### [Written request]
Skip the pictures and quote all of the lines exactly.

----- Raw data -----

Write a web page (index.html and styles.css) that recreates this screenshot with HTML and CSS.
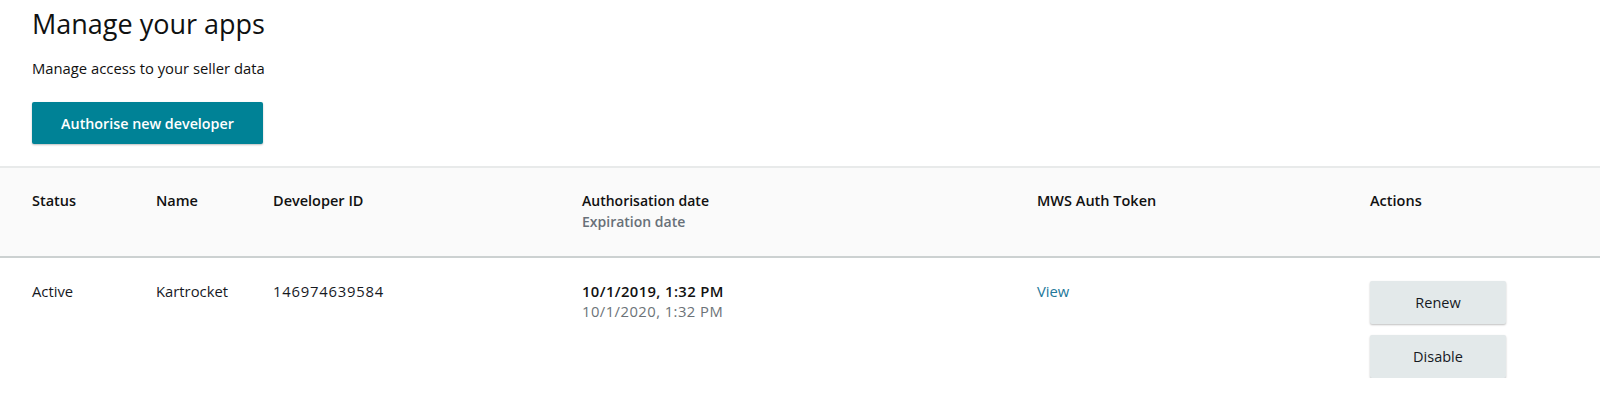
FILE: index.html
```html
<!DOCTYPE html>
<html lang="en">
<head>
<meta charset="utf-8">
<title>Manage your apps</title>
<link rel="stylesheet" href="styles.css">
</head>
<body>
<div class="page">
  <header class="intro">
    <h1 class="title">Manage your apps</h1>
    <p class="subtitle">Manage access to your seller data</p>
    <button class="btn-primary" type="button">Authorise new developer</button>
  </header>

  <div class="table">
    <div class="row head">
      <div class="cell">Status</div>
      <div class="cell">Name</div>
      <div class="cell">Developer ID</div>
      <div class="cell"><div class="head-main">Authorisation date</div><div class="muted">Expiration date</div></div>
      <div class="cell">MWS Auth Token</div>
      <div class="cell">Actions</div>
    </div>
    <div class="row body">
      <div class="cell">Active</div>
      <div class="cell">Kartrocket</div>
      <div class="cell num">146974639584</div>
      <div class="cell"><div class="strong">10/1/2019, 1:32 PM</div><div class="muted-light">10/1/2020, 1:32 PM</div></div>
      <div class="cell"><a class="link" href="#">View</a></div>
      <div class="cell actions">
        <button class="btn-secondary" type="button">Renew</button>
        <button class="btn-secondary" type="button">Disable</button>
      </div>
    </div>
  </div>
</div>
</body>
</html>
```

FILE: styles.css
```css
html, body {
  margin: 0;
  padding: 0;
  background: #ffffff;
}
body {
  font-family: "Open Sans", "Noto Sans", Arial, sans-serif;
  color: #111111;
  font-size: 14px;
}
.intro {
  padding: 6px 32px 0 32px;
  height: 166px;
  box-sizing: border-box;
}
.title {
  margin: 0;
  font-size: 27px;
  line-height: 36px;
  font-weight: 400;
  color: #0f1111;
}
.subtitle {
  margin: 16px 0 0 0;
  font-size: 14.8px;
  line-height: 20px;
  color: #111111;
}
.btn-primary {
  margin-top: 24px;
  width: 231px;
  height: 42px;
  border: 0;
  border-radius: 2px;
  background: #008296;
  color: #ffffff;
  font-family: inherit;
  font-size: 14.3px;
  font-weight: 600;
  box-shadow: 0 1px 2px rgba(0, 0, 0, 0.25);
  cursor: pointer;
}
.table {
  width: 100%;
}
.row {
  display: grid;
  grid-template-columns: 124px 117px 309px 455px 333px 1fr;
  padding-left: 32px;
  box-sizing: border-box;
}
.head {
  background: #fafafa;
  border-top: 2px solid #e8eaea;
  border-bottom: 2px solid #ccd1d1;
  height: 92px;
  padding-top: 22px;
  font-weight: 600;
  font-size: 14.5px;
  line-height: 21px;
  color: #111111;
}
.head-main {
  font-size: 14px;
}
.body {
  padding-top: 23px;
  font-size: 14.8px;
  line-height: 20px;
  color: #16191f;
}
.num {
  letter-spacing: 0.8px;
}
.muted {
  color: #687078;
  font-size: 14px;
}
.strong {
  font-weight: 600;
  color: #111111;
  letter-spacing: 0.4px;
}
.muted-light {
  color: #6c7378;
  letter-spacing: 0.45px;
}
.link {
  color: #23789a;
  text-decoration: none;
}
.actions {
  display: flex;
  flex-direction: column;
  gap: 11px;
}
.btn-secondary {
  width: 136px;
  height: 43px;
  border: 0;
  border-radius: 2px;
  background: #e3e9ea;
  color: #16191f;
  font-family: inherit;
  font-size: 14.5px;
  box-shadow: 0 1px 2px rgba(0, 0, 0, 0.25);
  cursor: pointer;
}
```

-----

### [Exercise response]
Write a web page (index.html and styles.css) that recreates this screenshot with HTML and CSS.
FILE: index.html
```html
<!DOCTYPE html>
<html lang="en">
<head>
<meta charset="utf-8">
<title>Manage your apps</title>
<link rel="stylesheet" href="styles.css">
</head>
<body>
<div class="page">
  <header class="intro">
    <h1 class="title">Manage your apps</h1>
    <p class="subtitle">Manage access to your seller data</p>
    <button class="btn-primary" type="button">Authorise new developer</button>
  </header>

  <div class="table">
    <div class="row head">
      <div class="cell">Status</div>
      <div class="cell">Name</div>
      <div class="cell">Developer ID</div>
      <div class="cell"><div class="head-main">Authorisation date</div><div class="muted">Expiration date</div></div>
      <div class="cell">MWS Auth Token</div>
      <div class="cell">Actions</div>
    </div>
    <div class="row body">
      <div class="cell">Active</div>
      <div class="cell">Kartrocket</div>
      <div class="cell num">146974639584</div>
      <div class="cell"><div class="strong">10/1/2019, 1:32 PM</div><div class="muted-light">10/1/2020, 1:32 PM</div></div>
      <div class="cell"><a class="link" href="#">View</a></div>
      <div class="cell actions">
        <button class="btn-secondary" type="button">Renew</button>
        <button class="btn-secondary" type="button">Disable</button>
      </div>
    </div>
  </div>
</div>
</body>
</html>
```

FILE: styles.css
```css
html, body {
  margin: 0;
  padding: 0;
  background: #ffffff;
}
body {
  font-family: "Open Sans", "Noto Sans", Arial, sans-serif;
  color: #111111;
  font-size: 14px;
}
.intro {
  padding: 6px 32px 0 32px;
  height: 166px;
  box-sizing: border-box;
}
.title {
  margin: 0;
  font-size: 27px;
  line-height: 36px;
  font-weight: 400;
  color: #0f1111;
}
.subtitle {
  margin: 16px 0 0 0;
  font-size: 14.8px;
  line-height: 20px;
  color: #111111;
}
.btn-primary {
  margin-top: 24px;
  width: 231px;
  height: 42px;
  border: 0;
  border-radius: 2px;
  background: #008296;
  color: #ffffff;
  font-family: inherit;
  font-size: 14.3px;
  font-weight: 600;
  box-shadow: 0 1px 2px rgba(0, 0, 0, 0.25);
  cursor: pointer;
}
.table {
  width: 100%;
}
.row {
  display: grid;
  grid-template-columns: 124px 117px 309px 455px 333px 1fr;
  padding-left: 32px;
  box-sizing: border-box;
}
.head {
  background: #fafafa;
  border-top: 2px solid #e8eaea;
  border-bottom: 2px solid #ccd1d1;
  height: 92px;
  padding-top: 22px;
  font-weight: 600;
  font-size: 14.5px;
  line-height: 21px;
  color: #111111;
}
.head-main {
  font-size: 14px;
}
.body {
  padding-top: 23px;
  font-size: 14.8px;
  line-height: 20px;
  color: #16191f;
}
.num {
  letter-spacing: 0.8px;
}
.muted {
  color: #687078;
  font-size: 14px;
}
.strong {
  font-weight: 600;
  color: #111111;
  letter-spacing: 0.4px;
}
.muted-light {
  color: #6c7378;
  letter-spacing: 0.45px;
}
.link {
  color: #23789a;
  text-decoration: none;
}
.actions {
  display: flex;
  flex-direction: column;
  gap: 11px;
}
.btn-secondary {
  width: 136px;
  height: 43px;
  border: 0;
  border-radius: 2px;
  background: #e3e9ea;
  color: #16191f;
  font-family: inherit;
  font-size: 14.5px;
  box-shadow: 0 1px 2px rgba(0, 0, 0, 0.25);
  cursor: pointer;
}
```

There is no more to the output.